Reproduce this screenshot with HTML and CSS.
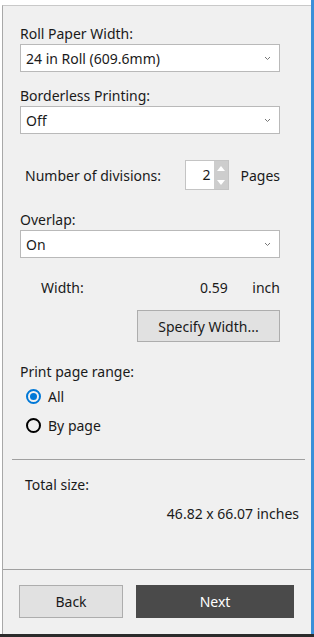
FILE: index.html
```html
<!DOCTYPE html>
<html>
<head>
  <title>Roll Printing</title>
  <link rel="stylesheet" href="styles.css">
</head>
<body>
  <div class="window">
    <div class="panel">
      <div class="content">
        <div class="label">Roll Paper Width:</div>
        <div class="select">
          <span>24 in Roll (609.6mm)</span>
          <svg class="chev" width="7" height="5" viewBox="0 0 7 5"><polyline points="1,1 3.5,3.5 6,1" fill="none" stroke="#777" stroke-width="1"/></svg>
        </div>

        <div class="label second">Borderless Printing:</div>
        <div class="select">
          <span>Off</span>
          <svg class="chev" width="7" height="5" viewBox="0 0 7 5"><polyline points="1,1 3.5,3.5 6,1" fill="none" stroke="#777" stroke-width="1"/></svg>
        </div>

        <div class="divisions">
          <span class="div-label">Number of divisions:</span>
          <div class="spinner">
            <span class="spin-value">2</span>
            <div class="spin-btns">
              <div class="spin-btn"><svg width="8" height="5" viewBox="0 0 8 5"><polygon points="0,5 4,0 8,5" fill="#fff"/></svg></div>
              <div class="spin-btn"><svg width="8" height="5" viewBox="0 0 8 5"><polygon points="0,0 8,0 4,5" fill="#fff"/></svg></div>
            </div>
          </div>
          <span class="pages">Pages</span>
        </div>

        <div class="label">Overlap:</div>
        <div class="select">
          <span>On</span>
          <svg class="chev" width="7" height="5" viewBox="0 0 7 5"><polyline points="1,1 3.5,3.5 6,1" fill="none" stroke="#777" stroke-width="1"/></svg>
        </div>

        <div class="width-row">
          <span class="w-label">Width:</span>
          <span class="w-value">0.59</span>
          <span class="w-unit">inch</span>
        </div>
        <div class="specify-wrap">
          <button class="btn specify">Specify Width...</button>
        </div>

        <div class="label range">Print page range:</div>
        <div class="radio checked"><span class="dot"></span>All</div>
        <div class="radio"><span class="dot"></span>By page</div>
      </div>

      <div class="divider"></div>

      <div class="total">
        <div class="total-label">Total size:</div>
        <div class="total-value">46.82 x 66.07 inches</div>
      </div>

      <div class="footer">
        <button class="btn back">Back</button>
        <button class="btn next">Next</button>
      </div>
    </div>
    <div class="taskbar"></div>
  </div>
</body>
</html>
```

FILE: styles.css
```css
body {
  margin: 0;
  background: #fff;
  font-family: "Noto Sans", "Open Sans", sans-serif;
  font-size: 14px;
  color: #1a1a1a;
}

.window {
  width: 314px;
  height: 637px;
  display: flex;
  flex-direction: column;
  padding-top: 5px;
  box-sizing: border-box;
  border-right: 3px solid #3a8fd9;
}

.panel {
  flex: 1;
  margin-left: 2px;
  background: #f0f0f0;
  border-top: 1px solid #c9c9c9;
  border-left: 1px solid #a8a8a8;
  display: flex;
  flex-direction: column;
}

.content {
  padding-left: 17px;
  width: 260px;
}

.label {
  height: 19px;
  line-height: 19px;
  margin-top: 18px;
  margin-bottom: 1px;
}

.label.second {
  margin-top: 14px;
}

.select {
  height: 28px;
  box-sizing: border-box;
  background: #fff;
  border: 1px solid #b9b9b9;
  display: flex;
  align-items: center;
  justify-content: space-between;
  padding: 0 8px 0 5px;
}

.divisions {
  display: flex;
  align-items: center;
  margin-top: 26px;
  margin-bottom: 20px;
}

.div-label {
  padding-left: 5px;
  width: 161px;
}

.spinner {
  width: 45px;
  height: 30px;
  box-sizing: border-box;
  background: #fff;
  border: 1px solid #c4c4c4;
  display: flex;
  justify-content: flex-end;
}

.spin-value {
  line-height: 28px;
  padding-right: 4px;
}

.spin-btns {
  width: 14px;
  display: flex;
  flex-direction: column;
  background: #cdcdcd;
}

.spin-btn {
  flex: 1;
  display: flex;
  align-items: center;
  justify-content: center;
}

.pages {
  margin-left: 11px;
}

.width-row {
  display: flex;
  margin-top: 20px;
  height: 19px;
  line-height: 19px;
}

.w-label {
  padding-left: 21px;
  width: 159px;
}

.w-value {
  width: 52px;
}

.w-unit {
  flex: 1;
  text-align: right;
}

.specify-wrap {
  display: flex;
  justify-content: flex-end;
  margin-top: 13px;
}

.btn {
  font-family: inherit;
  font-size: 14px;
  color: #1a1a1a;
  background: #e1e1e1;
  border: 1px solid #adadad;
  padding: 0;
  box-sizing: border-box;
}

.specify {
  width: 143px;
  height: 32px;
}

.label.range {
  margin-top: 20px;
}

.radio {
  display: flex;
  align-items: center;
  height: 29px;
  padding-left: 6px;
}

.radio .dot {
  width: 15px;
  height: 15px;
  box-sizing: border-box;
  border: 2px solid #000;
  border-radius: 50%;
  margin-right: 7px;
  display: flex;
  align-items: center;
  justify-content: center;
}

.radio.checked .dot {
  border-color: #0078d7;
}

.radio.checked .dot::after {
  content: "";
  width: 7px;
  height: 7px;
  border-radius: 50%;
  background: #0078d7;
}

.divider {
  height: 1px;
  background: #a0a0a0;
  margin: 19px 6px 0 9px;
}

.total {
  padding: 15px 12px 0 22px;
}

.total-label {
  line-height: 19px;
}

.total-value {
  text-align: right;
  line-height: 19px;
  margin-top: 10px;
}

.footer {
  margin-top: auto;
  border-top: 1px solid #a0a0a0;
  height: 65px;
  display: flex;
  align-items: flex-start;
  padding: 15px 0 0 16px;
  box-sizing: border-box;
  gap: 13px;
}

.back {
  width: 104px;
  height: 33px;
}

.next {
  width: 158px;
  height: 33px;
  background: #4a4a4a;
  border-color: #4a4a4a;
  color: #fff;
}

.taskbar {
  height: 3px;
  background: #2b2b2b;
  margin-right: -3px;
}
```
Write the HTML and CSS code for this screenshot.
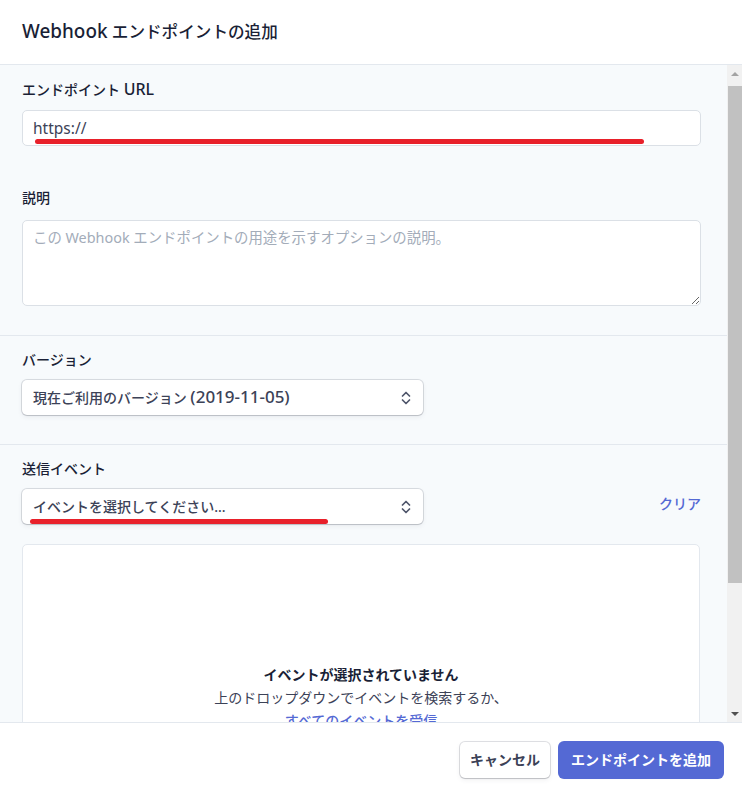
FILE: index.html
```html
<!DOCTYPE html>
<html lang="ja">
<head>
<meta charset="utf-8">
<title>Webhook エンドポイントの追加</title>
<link rel="stylesheet" href="styles.css">
</head>
<body>
<div class="modal">
  <header class="head">
    <h1 class="title"><span class="en">Webhook</span> エンドポイントの追加</h1>
  </header>
  <div class="main">
    <div class="scroll">
      <section class="sec">
        <div class="lbl">エンドポイント <span class="en">URL</span></div>
        <div class="field">
          <input class="input" type="text" value="https://">
          <span class="mark mark-url"></span>
        </div>
        <div class="lbl lbl-desc">説明</div>
        <textarea class="textarea" placeholder="この Webhook エンドポイントの用途を示すオプションの説明。"></textarea>
      </section>
      <section class="sec">
        <div class="lbl">バージョン</div>
        <div class="select">
          <span class="select-text">現在ご利用のバージョン <span class="en">(2019-11-05)</span></span>
          <svg class="chev" width="10" height="14" viewBox="0 0 10 14"><path d="M1.5 5 L5 1.5 L8.5 5 M1.5 9 L5 12.5 L8.5 9" fill="none" stroke="#4f566b" stroke-width="1.7" stroke-linecap="round" stroke-linejoin="round"/></svg>
        </div>
      </section>
      <section class="sec sec-events">
        <div class="lbl">送信イベント</div>
        <div class="row">
          <div class="select">
            <span class="select-text">イベントを選択してください...</span>
            <svg class="chev" width="10" height="14" viewBox="0 0 10 14"><path d="M1.5 5 L5 1.5 L8.5 5 M1.5 9 L5 12.5 L8.5 9" fill="none" stroke="#4f566b" stroke-width="1.7" stroke-linecap="round" stroke-linejoin="round"/></svg>
            <span class="mark mark-event"></span>
          </div>
          <a class="clear">クリア</a>
        </div>
        <div class="box">
          <div class="box-title">イベントが選択されていません</div>
          <div class="box-sub">上のドロップダウンでイベントを検索するか、</div>
          <a class="box-link">すべてのイベントを受信</a>
        </div>
      </section>
    </div>
    <div class="scrollbar">
      <div class="sb-btn"><span class="tri-up"></span></div>
      <div class="sb-track"><div class="sb-thumb"></div></div>
      <div class="sb-btn"><span class="tri-down"></span></div>
    </div>
  </div>
  <footer class="foot">
    <button class="btn btn-cancel">キャンセル</button>
    <button class="btn btn-primary">エンドポイントを追加</button>
  </footer>
</div>
</body>
</html>
```

FILE: styles.css
```css
* { box-sizing: border-box; }
html, body { margin: 0; padding: 0; }
body {
  width: 742px;
  height: 791px;
  overflow: hidden;
  font-family: "Noto Sans", "Noto Sans CJK JP", sans-serif;
  font-size: 14px;
  color: #1a1f36;
  background: #ffffff;
}
.en { font-size: 1.14em; }
.modal {
  display: flex;
  flex-direction: column;
  height: 791px;
}
.head {
  height: 65px;
  border-bottom: 1px solid #e3e8ee;
  display: flex;
  align-items: center;
  padding: 0 22px 2px;
  background: #fff;
}
.title {
  margin: 0;
  font-size: 16.6px;
  font-weight: 500;
  line-height: 24px;
  color: #1a1f36;
}
.main {
  height: 657px;
  display: flex;
  background: #f7fafc;
}
.scroll {
  flex: 1;
  overflow: hidden;
}
.sec {
  padding: 14px 26px 29px 22px;
  border-bottom: 1px solid #e3e8ee;
}
.lbl {
  font-size: 14px;
  line-height: 20px;
  font-weight: 500;
  color: #1a1f36;
  margin-bottom: 10px;
}
.lbl-desc { margin-top: 42px; margin-bottom: 12px; }
.field { position: relative; }
.input, .textarea {
  display: block;
  width: 100%;
  font-family: "Noto Sans", "Noto Sans CJK JP", sans-serif;
  color: #3c4257;
  background: #fff;
  border: 1px solid #dbe0e6;
  border-radius: 5px;
  outline: none;
}
.input {
  height: 36px;
  padding: 0 10px;
  font-size: 15.5px;
  line-height: 34px;
}
.textarea {
  height: 86px;
  padding: 7px 10px;
  font-size: 14.4px;
  line-height: 20px;
  resize: vertical;
}
.textarea::placeholder { color: #a3acb9; }
.mark {
  position: absolute;
  height: 5px;
  border-radius: 3px;
  background: #e8202a;
}
.mark-url { left: 13px; width: 609px; top: 29px; }
.mark-event { left: 8px; width: 298px; top: 30px; }
.select {
  position: relative;
  width: 401px;
  height: 35px;
  background: #fff;
  border-radius: 5px;
  box-shadow: 0 0 0 1px rgba(60, 66, 87, 0.16), 0 1px 1px rgba(0, 0, 0, 0.10), 0 2px 5px rgba(60, 66, 87, 0.08);
  display: flex;
  align-items: center;
  justify-content: space-between;
  padding: 0 12px 0 11px;
  color: #3c4257;
  font-weight: 500;
}
.select-text { line-height: 20px; white-space: nowrap; }
.select-text .en { font-size: 17px; }
.chev { display: block; }
.row {
  display: flex;
  align-items: center;
  justify-content: space-between;
}
.clear {
  color: #5469d4;
  font-weight: 500;
  line-height: 20px;
  margin-top: -5px;
}
.sec-events { border-bottom: 0; padding-bottom: 0; }
.box {
  margin-top: 20px;
  margin-right: 1px;
  height: 320px;
  background: #fff;
  border: 1px solid #e3e8ee;
  border-radius: 5px;
  padding-top: 118px;
  text-align: center;
  line-height: 23px;
}
.box-title { font-weight: 600; color: #1a1f36; }
.box-sub { color: #3c4257; }
.box-link { color: #5469d4; font-weight: 500; }
.scrollbar {
  width: 15px;
  background: #f1f1f1;
  display: flex;
  flex-direction: column;
}
.sb-btn {
  height: 17px;
  display: flex;
  align-items: center;
  justify-content: center;
}
.tri-up {
  width: 0; height: 0;
  border-left: 4px solid transparent;
  border-right: 4px solid transparent;
  border-bottom: 4px solid #a3a3a3;
}
.tri-down {
  width: 0; height: 0;
  border-left: 4px solid transparent;
  border-right: 4px solid transparent;
  border-top: 4px solid #505050;
}
.sb-track { flex: 1; padding: 4px 0 0 1px; }
.sb-thumb {
  height: 497px;
  background: #c1c1c1;
}
.foot {
  flex: 1;
  border-top: 1px solid #e3e8ee;
  display: flex;
  justify-content: flex-end;
  align-items: flex-start;
  gap: 9px;
  padding: 19px 19px 0 0;
  background: #fff;
}
.btn {
  height: 36px;
  border: 0;
  border-radius: 5px;
  font-family: "Noto Sans", "Noto Sans CJK JP", sans-serif;
  font-size: 14px;
  font-weight: 600;
  padding: 0 12px;
  line-height: 36px;
}
.btn-cancel {
  background: #fff;
  color: #3c4257;
  padding: 0 10px;
  box-shadow: 0 0 0 1px rgba(60, 66, 87, 0.16), 0 1px 1px rgba(0, 0, 0, 0.12), 0 2px 5px rgba(60, 66, 87, 0.08);
}
.btn-primary {
  background: #5469d4;
  color: #fff;
  box-shadow: 0 0 0 1px #5469d4, 0 1px 1px rgba(0, 0, 0, 0.12);
}
```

### To do
Locate all lines that include the word "screenshot" and copy them out.

### Result for this task
Reproduce this screenshot with HTML and CSS.
Write the HTML and CSS code for this screenshot.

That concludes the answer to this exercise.